Dieses Phänomen sieht Hannes Wolf durch die Lockerung der Auswechsel-Begrenzung verstärkt. „Früher ist man schon nach dem dritten Wechsel ein hohes Risiko eingegangen, dass man einen verletzten Spieler nicht mehr auswechseln kann. Bei fünf Wechselmöglichkeiten musst du als Trainer nicht mehr so taktieren", sagt Wolf. „Du kannst deinem Stürmer vor dem Spiel sagen, dass er sich bis zu 65. Minute voll auspowern soll, weil seine Auswechslung sowieso schon feststeht.“

Das resultiert in einer höheren Laufintensität, die laut Wolf einen enormen Einfluss auf die Herausforderung für die Verteidiger hat. „Natürlich werden diese Saison auch häufiger Innenverteidiger ausgewechselt als früher.
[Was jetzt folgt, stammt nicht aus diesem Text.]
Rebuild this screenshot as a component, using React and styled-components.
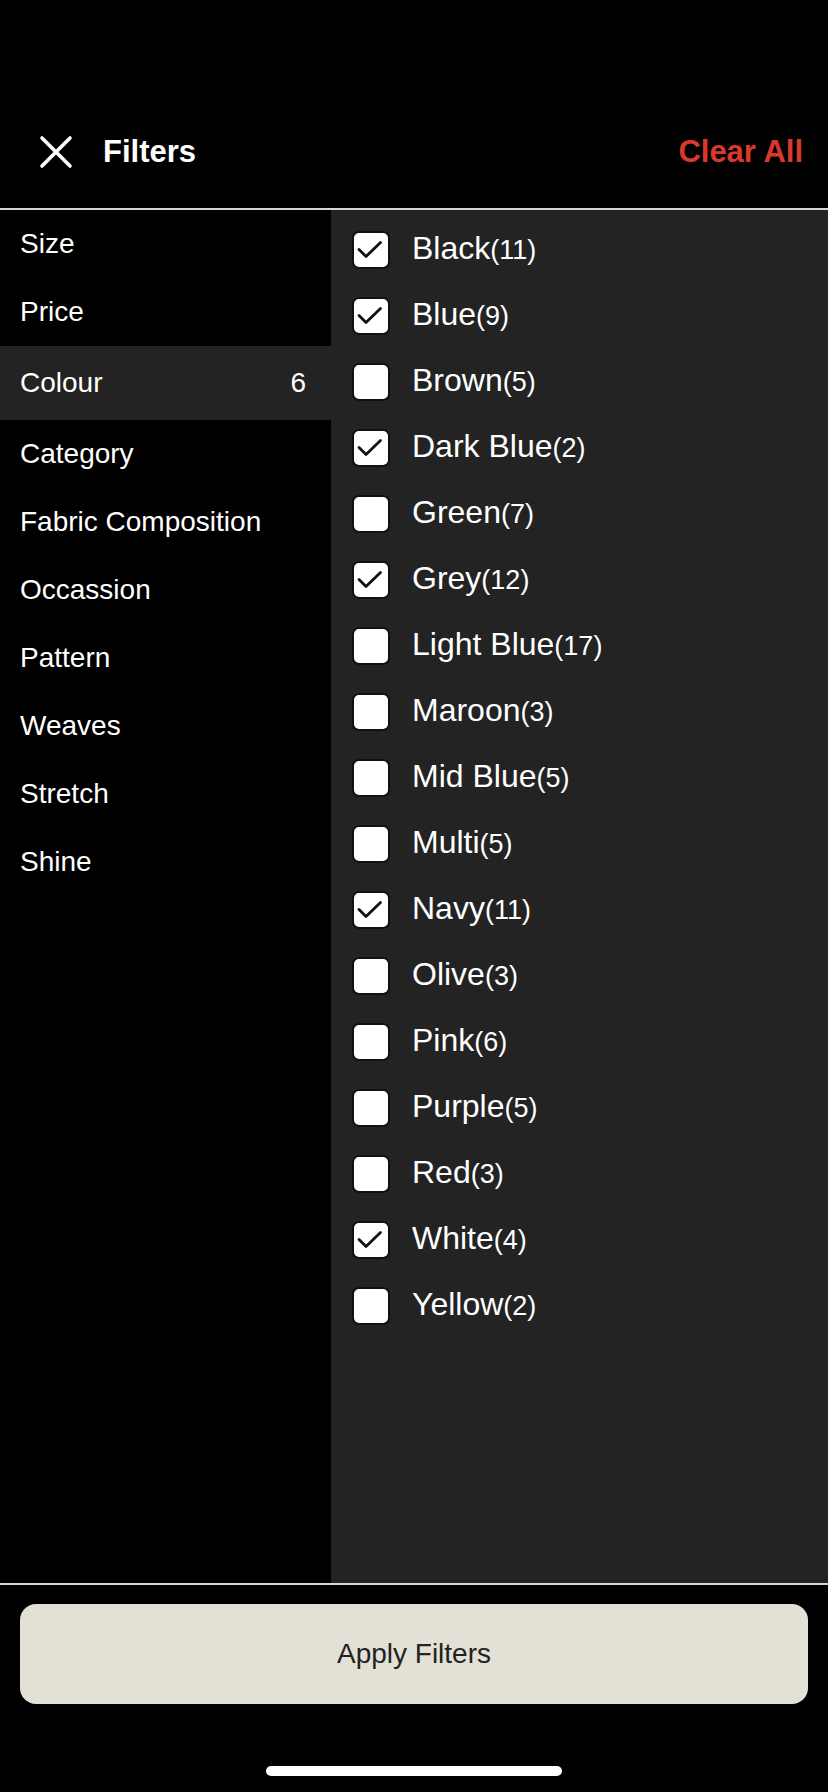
import React, { useState } from "react";
import styled, { createGlobalStyle } from "styled-components";

const GlobalStyle = createGlobalStyle`
  html, body {
    margin: 0;
    padding: 0;
    background: #000;
  }
  * {
    box-sizing: border-box;
  }
`;

const Screen = styled.div`
  width: 828px;
  height: 1792px;
  display: flex;
  flex-direction: column;
  background: #000;
  color: #fff;
  font-family: "Liberation Sans", Arial, sans-serif;
  overflow: hidden;
`;

const StatusBar = styled.div`
  height: 96px;
  flex-shrink: 0;
`;

const Header = styled.header`
  height: 114px;
  flex-shrink: 0;
  display: flex;
  align-items: center;
  padding: 0 25px 0 38px;
  border-bottom: 2px solid #d6d6d6;
`;

const CloseButton = styled.button`
  width: 36px;
  height: 36px;
  padding: 0;
  border: none;
  background: transparent;
  cursor: pointer;
  display: flex;
  align-items: center;
  justify-content: center;
`;

const Title = styled.h1`
  margin: 0 0 0 29px;
  font-size: 31px;
  font-weight: 700;
  flex: 1;
`;

const ClearAll = styled.button`
  border: none;
  background: transparent;
  padding: 0;
  color: #d9392c;
  font-family: inherit;
  font-size: 31px;
  font-weight: 700;
  cursor: pointer;
`;

const Body = styled.div`
  flex: 1;
  display: flex;
  min-height: 0;
`;

const Sidebar = styled.nav`
  width: 331px;
  flex-shrink: 0;
  display: flex;
  flex-direction: column;
`;

const NavItem = styled.div`
  height: ${(p) => (p.$active ? "74px" : "68px")};
  display: flex;
  align-items: center;
  justify-content: space-between;
  padding: 0 25px 0 20px;
  font-size: 28px;
  background: ${(p) => (p.$active ? "#232323" : "transparent")};
  cursor: pointer;
`;

const Panel = styled.div`
  flex: 1;
  background: #232323;
  padding: 7px 21px;
  display: flex;
  flex-direction: column;
`;

const OptionRow = styled.label`
  height: 66px;
  display: flex;
  align-items: center;
  gap: 22px;
  cursor: pointer;
`;

const Box = styled.span`
  width: 38px;
  height: 38px;
  flex-shrink: 0;
  border-radius: 7px;
  background: #fff;
  border: 2px solid #111;
  display: flex;
  align-items: center;
  justify-content: center;
`;

const OptionLabel = styled.span`
  font-size: 32px;
  line-height: 1;
  margin-top: -5px;
`;

const Count = styled.span`
  font-size: 27px;
`;

const Footer = styled.footer`
  flex-shrink: 0;
  border-top: 2px solid #d6d6d6;
  padding: 19px 20px 16px;
  display: flex;
  flex-direction: column;
  align-items: center;
`;

const ApplyButton = styled.button`
  width: 100%;
  height: 100px;
  border: none;
  border-radius: 16px;
  background: #e3e1d6;
  color: #222;
  font-family: inherit;
  font-size: 28px;
  cursor: pointer;
`;

const HomeIndicator = styled.div`
  margin-top: 62px;
  width: 296px;
  height: 10px;
  border-radius: 5px;
  background: #fff;
`;

const categories = [
  "Size",
  "Price",
  "Colour",
  "Category",
  "Fabric Composition",
  "Occassion",
  "Pattern",
  "Weaves",
  "Stretch",
  "Shine",
];

const colours = [
  ["Black", 11, true],
  ["Blue", 9, true],
  ["Brown", 5, false],
  ["Dark Blue", 2, true],
  ["Green", 7, false],
  ["Grey", 12, true],
  ["Light Blue", 17, false],
  ["Maroon", 3, false],
  ["Mid Blue", 5, false],
  ["Multi", 5, false],
  ["Navy", 11, true],
  ["Olive", 3, false],
  ["Pink", 6, false],
  ["Purple", 5, false],
  ["Red", 3, false],
  ["White", 4, true],
  ["Yellow", 2, false],
];

const CloseIcon = () => (
  <svg width="34" height="34" viewBox="0 0 34 34">
    <path d="M3 3 L31 31 M31 3 L3 31" stroke="#fff" strokeWidth="3.6" strokeLinecap="round" />
  </svg>
);

const Check = () => (
  <svg width="34" height="34" viewBox="0 0 34 34">
    <path d="M5 16.5 L12 23.5 L26.5 9.5" fill="none" stroke="#111" strokeWidth="2.8" strokeLinecap="round" strokeLinejoin="round" />
  </svg>
);

export default function App() {
  const [checked, setChecked] = useState(colours.map((c) => c[2]));
  const selected = checked.filter(Boolean).length;

  const toggle = (i) =>
    setChecked((prev) => prev.map((v, j) => (j === i ? !v : v)));

  return (
    <Screen>
      <GlobalStyle />
      <StatusBar />
      <Header>
        <CloseButton aria-label="Close">
          <CloseIcon />
        </CloseButton>
        <Title>Filters</Title>
        <ClearAll onClick={() => setChecked(colours.map(() => false))}>Clear All</ClearAll>
      </Header>
      <Body>
        <Sidebar>
          {categories.map((c) => (
            <NavItem key={c} $active={c === "Colour"}>
              <span>{c}</span>
              {c === "Colour" && selected > 0 && <span>{selected}</span>}
            </NavItem>
          ))}
        </Sidebar>
        <Panel>
          {colours.map(([name, count], i) => (
            <OptionRow key={name} onClick={() => toggle(i)}>
              <Box>{checked[i] && <Check />}</Box>
              <OptionLabel>
                {name}
                <Count>({count})</Count>
              </OptionLabel>
            </OptionRow>
          ))}
        </Panel>
      </Body>
      <Footer>
        <ApplyButton>Apply Filters</ApplyButton>
        <HomeIndicator />
      </Footer>
    </Screen>
  );
}
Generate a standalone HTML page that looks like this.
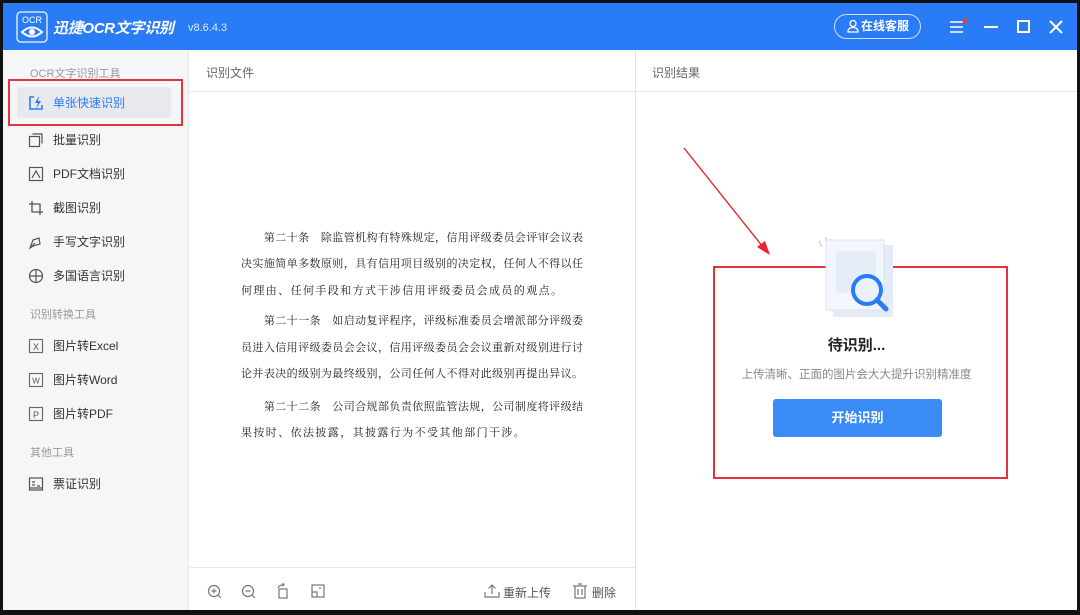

Aber die meisten Wechsel finden immer noch vorne statt.“ So kommt es zu dem für Abwehrreihen eher ungünstigen Zustand, dass sie mitten in der zweiten Halbzeit plötzlich den frischen und torhungrigen Leroy Sane, Douglas Costa und Eric Maxim Choupo-Moting gegenüberstehen. 

Für die Zuschauer auf der Couch ist das ein angenehmer Zustand, der Unterhaltungswert vieler Bundesligaspiele ist hoch. Die Trainer allerdings dürften sich wünschen, dass es bald wieder weniger Treffer gibt. Denn bei einem 1:0 hat die eigene Mannschaft vermutlich mehr richtig gemacht als bei einem 4:3.